Can the same accounting policy apply to all staking protocols?

Not necessarily. Some protocols pay rewards in the same token being staked; others pay in a separate token. Some impose unbonding periods; others allow instant withdrawal. Each arrangement should be assessed on its own terms. A crypto accountant advising clients with diverse staking activity needs software that supports protocol-level policy configuration rather than a single global setting.

How does staking reward accounting differ under IFRS versus US GAAP?

Neither IFRS nor US GAAP currently has a dedicated standard for crypto assets, though the FASB's ASC 350-60 introduced fair-value measurement requirements for certain digital assets in the United States from 2025. Under IFRS, the treatment depends on how the asset is classified, with IAS 38, IAS 2, and IFRS 9 all potentially applicable. The core principle of recognising rewards at fair value at receipt is broadly consistent across both frameworks, but the classification of the staked principal and subsequent measurement of the holding can differ materially.

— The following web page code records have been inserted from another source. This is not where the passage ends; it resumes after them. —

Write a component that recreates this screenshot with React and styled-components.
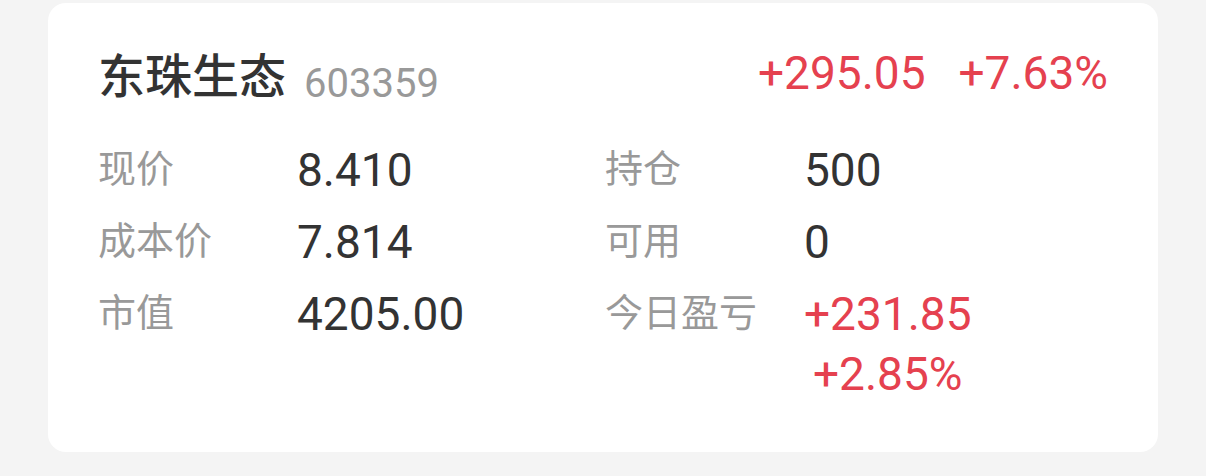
import React from "react";
import styled, { createGlobalStyle } from "styled-components";

const Global = createGlobalStyle`
  html, body { margin: 0; padding: 0; }
  body {
    background: #f4f4f4;
    font-family: Roboto, "Noto Sans CJK SC", sans-serif;
  }
`;

const Page = styled.div`
  width: 1206px;
  height: 476px;
  padding: 3px 48px 0 48px;
  box-sizing: border-box;
`;

const Card = styled.div`
  background: #ffffff;
  border-radius: 18px;
  height: 449px;
  box-sizing: border-box;
  padding: 40px 50px 0 50px;
`;

const Header = styled.div`
  display: flex;
  justify-content: space-between;
  align-items: center;
  height: 60px;
  margin-bottom: 37px;
`;

const TitleGroup = styled.div`
  display: flex;
  align-items: flex-end;
  gap: 18px;
  height: 60px;
`;

const Name = styled.span`
  font-family: "Noto Sans CJK SC", sans-serif;
  font-size: 47px;
  font-weight: 500;
  line-height: 60px;
  color: #333333;
`;

const Code = styled.span`
  font-family: Roboto, sans-serif;
  font-size: 40px;
  line-height: 38px;
  color: #999999;
`;

const Change = styled.div`
  display: flex;
  gap: 33px;
  font-family: Roboto, sans-serif;
  font-size: 46px;
  line-height: 60px;
  color: #e5414f;
`;

const Grid = styled.div`
  display: grid;
  grid-template-columns: 507px 503px;
  row-gap: 12px;
`;

const Cell = styled.div`
  display: flex;
  align-items: flex-start;
`;

const Label = styled.span`
  width: 199px;
  flex-shrink: 0;
  font-family: "Noto Sans CJK SC", sans-serif;
  font-size: 38px;
  line-height: 52px;
  color: #999999;
`;

const Value = styled.div`
  display: inline-flex;
  flex-direction: column;
  align-items: center;
  font-family: Roboto, sans-serif;
  font-size: 46px;
  line-height: 60px;
  color: ${(p) => (p.$up ? "#e5414f" : "#333333")};
`;

const rows = [
  [{ label: "现价", value: ["8.410"] }, { label: "持仓", value: ["500"] }],
  [{ label: "成本价", value: ["7.814"] }, { label: "可用", value: ["0"] }],
  [
    { label: "市值", value: ["4205.00"] },
    { label: "今日盈亏", value: ["+231.85", "+2.85%"], up: true },
  ],
];

export default function App() {
  return (
    <>
      <Global />
      <Page>
        <Card>
          <Header>
            <TitleGroup>
              <Name>东珠生态</Name>
              <Code>603359</Code>
            </TitleGroup>
            <Change>
              <span>+295.05</span>
              <span>+7.63%</span>
            </Change>
          </Header>
          <Grid>
            {rows.flat().map((c) => (
              <Cell key={c.label}>
                <Label>{c.label}</Label>
                <Value $up={c.up}>
                  {c.value.map((v) => (
                    <span key={v}>{v}</span>
                  ))}
                </Value>
              </Cell>
            ))}
          </Grid>
        </Card>
      </Page>
    </>
  );
}
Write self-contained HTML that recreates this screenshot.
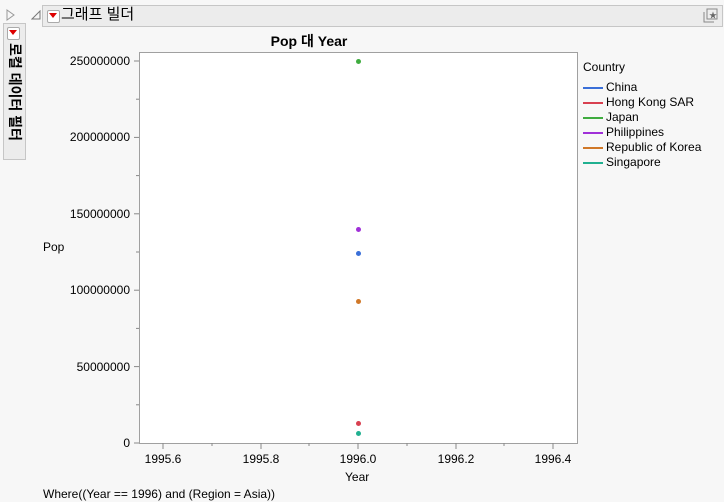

What is the best way to prepare staking records for a tax filing?

Tax authorities in most major jurisdictions treat staking rewards as income at receipt, using fair value at the time of the reward event. Maintaining a complete, lot-level record of every reward event, with timestamps and price sources, is essential. Enterprise crypto accounting software that links accounting records to tax outputs reduces the risk of discrepancies between the book income figure and the taxable income figure.

How often should staking income be reconciled?

For entities with active staking positions, monthly reconciliation is a practical minimum. High-frequency staking protocols that distribute rewards daily or continuously may warrant more frequent review. The reconciliation should confirm that every on-chain reward event has been captured, valued, and posted. Best crypto accounting software produces reconciliation reports automatically, flagging any unmatched events for manual review.